Syntax validation and linting are prerequisites to effective testing. They are the only actions that can be done to prepare for testing that does not require the deployment of new infrastructure. Contrary to traditional software development, where mocking can be used to decouple testing components, less value is gained from mocking cloud APIs during infrastructure testing. The test infrastructure can be created within test code (makefile, make targets), within the build scripts (e.g. terraform) and tooling like test-kitchen (i.e. chef tool that orchestrates environment).

  • Environment selection

Multiple environments can be used to manage the complexity of testing (e.g staging, QA). However, multiple test environments also can cause inconsistencies due to the variability among them. To avoid this issue, engineers are recommended to minimize the configurable surface of the infrastructure. A high number of configurable parameters typically takes away from the power of testing as deployments cannot work in all environments at the same time.

Changes should be promoted using a pipeline, promoting code from one environment to the next. Source controls with branches and tags to decide which version of the code applies to which environment is necessary. As a guideline to the uses of different environments, the following is recommended: Sandbox Environment for Individual Engineers, Test Environment for Product Squad Role, Customer Environment for the Product Squad (breakglass processes applicable), Delivery Service Environment for the Deliver Ops Squad, and Operational Service Environment for the Relevant Ops Squad.

  • Automation

One of the fundamental ingredients in the adoption of infrastructure automation is the notion of immutable changes being packaged in the form of server images. “baked” images or “golden” images are tested once and then used multiple times. As a result, baking is recommended for heavy solutions that do not involve often changes. On the other hand, “fried” images are added at the instance creation time. Hence they are more appropriate on lighter-weight use-cases.

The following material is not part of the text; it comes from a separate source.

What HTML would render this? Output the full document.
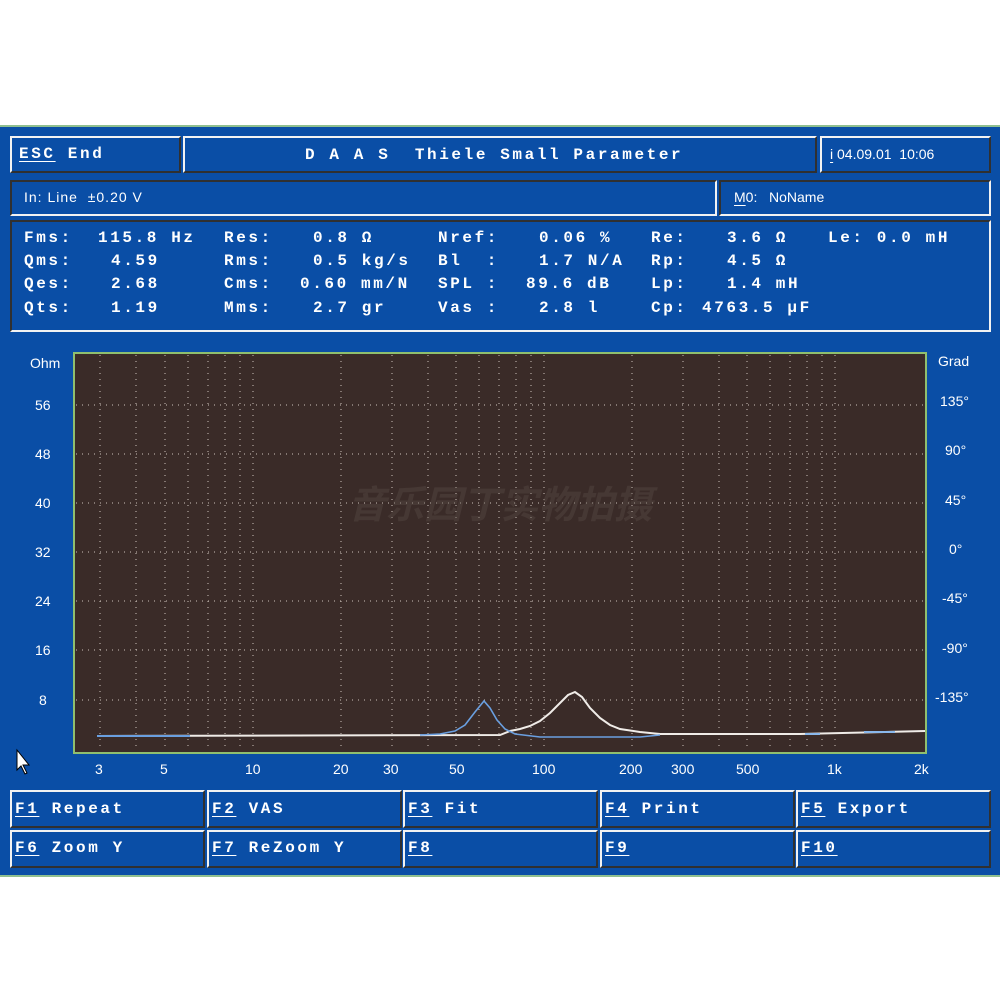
<!DOCTYPE html>
<html><head><meta charset="utf-8"><style>
*{margin:0;padding:0;box-sizing:border-box}
body{width:1000px;height:1000px;background:#fff;position:relative;overflow:hidden;font-family:"Liberation Mono",monospace;color:#fff}
#scr{position:absolute;left:0;top:125px;width:1000px;height:752px;background:#0a4ea6;border-top:2px solid #8fbf8f;border-bottom:2px solid #8fbf8f}
.b{position:absolute;border:2px solid;border-color:#f2f2f2 #303030 #303030 #f2f2f2;background:#0a4ea6}
.t{position:absolute;font-weight:bold;font-size:16px;letter-spacing:2.6px;white-space:pre;line-height:18px}
.s{position:absolute;font-family:"Liberation Sans",sans-serif;font-size:14px;white-space:pre;line-height:16px}
u{text-decoration:underline;text-underline-offset:3px}
.ax{position:absolute;font-family:"Liberation Sans",sans-serif;font-size:14px;line-height:16px}
</style></head><body>
<div id="scr"></div>
<div class="b" style="left:10px;top:136px;width:171px;height:37px"></div>
<div class="b" style="left:183px;top:136px;width:634px;height:37px"></div>
<div class="b" style="left:820px;top:136px;width:171px;height:37px"></div>
<div class="b" style="left:10px;top:180px;width:707px;height:36px;border-color:#303030 #f2f2f2 #f2f2f2 #303030"></div>
<div class="b" style="left:719px;top:180px;width:272px;height:36px;border-color:#303030 #f2f2f2 #f2f2f2 #303030"></div>
<div class="b" style="left:10px;top:220px;width:981px;height:112px;border-color:#303030 #f2f2f2 #f2f2f2 #303030"></div>

<div class="t" style="left:19px;top:145px"><u>ESC</u> End</div>
<div class="t" style="left:305px;top:146px">D A A S  Thiele Small Parameter</div>
<div class="s" style="left:830px;top:146px"><u>i</u> 04.09.01  10:06</div>
<div class="s" style="left:24px;top:189px;letter-spacing:1px">In: Line  ±0.20 V</div>
<div class="s" style="left:734px;top:189px"><u>M</u>0:   NoName</div>

<div class="t" style="left:24px;top:229px">Fms:</div><div class="t" style="left:98px;top:229px">115.8 Hz</div>
<div class="t" style="left:224px;top:229px">Res:</div><div class="t" style="left:313px;top:229px">0.8 Ω</div>
<div class="t" style="left:438px;top:229px">Nref:</div><div class="t" style="left:539px;top:229px">0.06 %</div>
<div class="t" style="left:651px;top:229px">Re:</div><div class="t" style="left:727px;top:229px">3.6 Ω</div>
<div class="t" style="left:828px;top:229px">Le: 0.0 mH</div>

<div class="t" style="left:24px;top:252px">Qms:</div><div class="t" style="left:111px;top:252px">4.59</div>
<div class="t" style="left:224px;top:252px">Rms:</div><div class="t" style="left:313px;top:252px">0.5 kg/s</div>
<div class="t" style="left:438px;top:252px">Bl  :</div><div class="t" style="left:539px;top:252px">1.7 N/A</div>
<div class="t" style="left:651px;top:252px">Rp:</div><div class="t" style="left:727px;top:252px">4.5 Ω</div>

<div class="t" style="left:24px;top:275px">Qes:</div><div class="t" style="left:111px;top:275px">2.68</div>
<div class="t" style="left:224px;top:275px">Cms:</div><div class="t" style="left:300px;top:275px">0.60 mm/N</div>
<div class="t" style="left:438px;top:275px">SPL :</div><div class="t" style="left:526px;top:275px">89.6 dB</div>
<div class="t" style="left:651px;top:275px">Lp:</div><div class="t" style="left:727px;top:275px">1.4 mH</div>

<div class="t" style="left:24px;top:299px">Qts:</div><div class="t" style="left:111px;top:299px">1.19</div>
<div class="t" style="left:224px;top:299px">Mms:</div><div class="t" style="left:313px;top:299px">2.7 gr</div>
<div class="t" style="left:438px;top:299px">Vas :</div><div class="t" style="left:539px;top:299px">2.8 l</div>
<div class="t" style="left:651px;top:299px">Cp:</div><div class="t" style="left:702px;top:299px">4763.5 μF</div>

<svg style="position:absolute;left:0;top:0" width="1000" height="1000">
<rect x="74" y="353" width="852" height="400" fill="#3a2b28" stroke="#8fbf6f" stroke-width="2"/>
<g stroke="#ddd4cb" stroke-width="1" stroke-dasharray="1,5" opacity="0.9">
<line x1="100" y1="355" x2="100" y2="751"/><line x1="136" y1="355" x2="136" y2="751"/><line x1="165" y1="355" x2="165" y2="751"/><line x1="188" y1="355" x2="188" y2="751"/><line x1="208" y1="355" x2="208" y2="751"/><line x1="225" y1="355" x2="225" y2="751"/><line x1="240" y1="355" x2="240" y2="751"/><line x1="253" y1="355" x2="253" y2="751"/>
<line x1="341" y1="355" x2="341" y2="751"/><line x1="392" y1="355" x2="392" y2="751"/><line x1="428" y1="355" x2="428" y2="751"/><line x1="456" y1="355" x2="456" y2="751"/><line x1="479" y1="355" x2="479" y2="751"/><line x1="499" y1="355" x2="499" y2="751"/><line x1="516" y1="355" x2="516" y2="751"/><line x1="531" y1="355" x2="531" y2="751"/><line x1="544" y1="355" x2="544" y2="751"/>
<line x1="632" y1="355" x2="632" y2="751"/><line x1="683" y1="355" x2="683" y2="751"/><line x1="719" y1="355" x2="719" y2="751"/><line x1="747" y1="355" x2="747" y2="751"/><line x1="770" y1="355" x2="770" y2="751"/><line x1="790" y1="355" x2="790" y2="751"/><line x1="807" y1="355" x2="807" y2="751"/><line x1="822" y1="355" x2="822" y2="751"/><line x1="835" y1="355" x2="835" y2="751"/>
<line x1="76" y1="405" x2="924" y2="405"/><line x1="76" y1="454" x2="924" y2="454"/><line x1="76" y1="503" x2="924" y2="503"/><line x1="76" y1="552" x2="924" y2="552"/><line x1="76" y1="601" x2="924" y2="601"/><line x1="76" y1="650" x2="924" y2="650"/><line x1="76" y1="700" x2="924" y2="700"/>
</g>
<text x="500" y="518" text-anchor="middle" font-family="'Liberation Sans','Noto Sans CJK SC',sans-serif" font-size="38" font-weight="bold" font-style="italic" fill="#5a4c48" opacity="0.4">音乐园丁实物拍摄</text>
<polyline fill="none" stroke="#f0ece8" stroke-width="2" points="97,736 500,735 510,731 520,729 530,726 540,721 550,713 560,703 568,695 575,692 582,697 590,708 600,718 610,725 620,729 640,732 660,734 800,734 925,731"/>
<polyline fill="none" stroke="#6a9fe0" stroke-width="2" points="97,736 190,736"/>
<polyline fill="none" stroke="#6a9fe0" stroke-width="1.6" points="420,735 440,734 455,731 465,725 475,712 484,701 490,708 497,720 505,729 515,734 540,737 640,737 660,735"/>
<polyline fill="none" stroke="#8ab8ec" stroke-width="2" points="805,734 820,734"/>
<polyline fill="none" stroke="#8ab8ec" stroke-width="2" points="864,732 895,732"/>
<path d="M17 750 L17 770 L21 766 L25 774 L27 773 L23 765 L29 765 Z" fill="#fff" stroke="#000" stroke-width="1"/>
</svg>

<div class="ax" style="left:30px;top:355px">Ohm</div>
<div class="ax" style="left:35px;top:397px">56</div>
<div class="ax" style="left:35px;top:446px">48</div>
<div class="ax" style="left:35px;top:495px">40</div>
<div class="ax" style="left:35px;top:544px">32</div>
<div class="ax" style="left:35px;top:593px">24</div>
<div class="ax" style="left:35px;top:642px">16</div>
<div class="ax" style="left:39px;top:692px">8</div>
<div class="ax" style="left:938px;top:353px">Grad</div>
<div class="ax" style="left:940px;top:393px">135°</div>
<div class="ax" style="left:945px;top:442px">90°</div>
<div class="ax" style="left:945px;top:492px">45°</div>
<div class="ax" style="left:949px;top:541px">0°</div>
<div class="ax" style="left:942px;top:590px">-45°</div>
<div class="ax" style="left:942px;top:640px">-90°</div>
<div class="ax" style="left:935px;top:689px">-135°</div>

<div class="ax" style="left:95px;top:761px">3</div>
<div class="ax" style="left:160px;top:761px">5</div>
<div class="ax" style="left:245px;top:761px">10</div>
<div class="ax" style="left:333px;top:761px">20</div>
<div class="ax" style="left:383px;top:761px">30</div>
<div class="ax" style="left:449px;top:761px">50</div>
<div class="ax" style="left:532px;top:761px">100</div>
<div class="ax" style="left:619px;top:761px">200</div>
<div class="ax" style="left:671px;top:761px">300</div>
<div class="ax" style="left:736px;top:761px">500</div>
<div class="ax" style="left:827px;top:761px">1k</div>
<div class="ax" style="left:914px;top:761px">2k</div>

<div class="b" style="left:10px;top:790px;width:195px;height:38px"></div>
<div class="b" style="left:207px;top:790px;width:195px;height:38px"></div>
<div class="b" style="left:403px;top:790px;width:195px;height:38px"></div>
<div class="b" style="left:600px;top:790px;width:195px;height:38px"></div>
<div class="b" style="left:796px;top:790px;width:195px;height:38px"></div>
<div class="b" style="left:10px;top:830px;width:195px;height:38px"></div>
<div class="b" style="left:207px;top:830px;width:195px;height:38px"></div>
<div class="b" style="left:403px;top:830px;width:195px;height:38px"></div>
<div class="b" style="left:600px;top:830px;width:195px;height:38px"></div>
<div class="b" style="left:796px;top:830px;width:195px;height:38px"></div>
<div class="t" style="left:15px;top:800px"><u>F1</u> Repeat</div>
<div class="t" style="left:212px;top:800px"><u>F2</u> VAS</div>
<div class="t" style="left:408px;top:800px"><u>F3</u> Fit</div>
<div class="t" style="left:605px;top:800px"><u>F4</u> Print</div>
<div class="t" style="left:801px;top:800px"><u>F5</u> Export</div>
<div class="t" style="left:15px;top:839px"><u>F6</u> Zoom Y</div>
<div class="t" style="left:212px;top:839px"><u>F7</u> ReZoom Y</div>
<div class="t" style="left:408px;top:839px"><u>F8</u></div>
<div class="t" style="left:605px;top:839px"><u>F9</u></div>
<div class="t" style="left:801px;top:839px"><u>F10</u></div>
</body></html>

Two development approaches are available for “baked” images:

  • Push (e.g Ansible ): The automation language can make installs, gets privileged access to servers and does not need configuration management software to run.
  • Pull (e.g. Chef & Puppet): Configuration management software is used and pulls configurations from a central location to configure instance rather than gaining privileged access to servers.

I prefer the pull method because it is simpler to manage configuration from a single central location while it avoids the use of elevated privileges from servers, that increases security and reduces risk.

Combining the practices discussed at Velocity and our experience at Cloudreach, DevOps practitioners are invited to consider the below patterns and anti-patterns when building cloud-native solutions:

Patterns:

  • Each infrastructure stack should be on a delivery pipeline.

  • Each application has its own pipeline with its own stack.

  • Use shared infrastructure stacks for shared resources across the team (e.g shared VPC pipeline); this way engineers can build on top of the extensible code and avoid duplicating effort.

  • The provider stack should not have knowledge of its consumers, should be kept minimal, split into smaller stacks to avoid rigid, untestable monoliths.

  • “Shared-nothing” stacks approach, teams do not share anything and use separate infrastructures such as subnets and kubernetes clusters.

  • Avoid tight coupling

Antipatterns :

  • Only run configuration management tools when you have specific changes to make. This way changes will accumulate over time and lead to inconsistencies.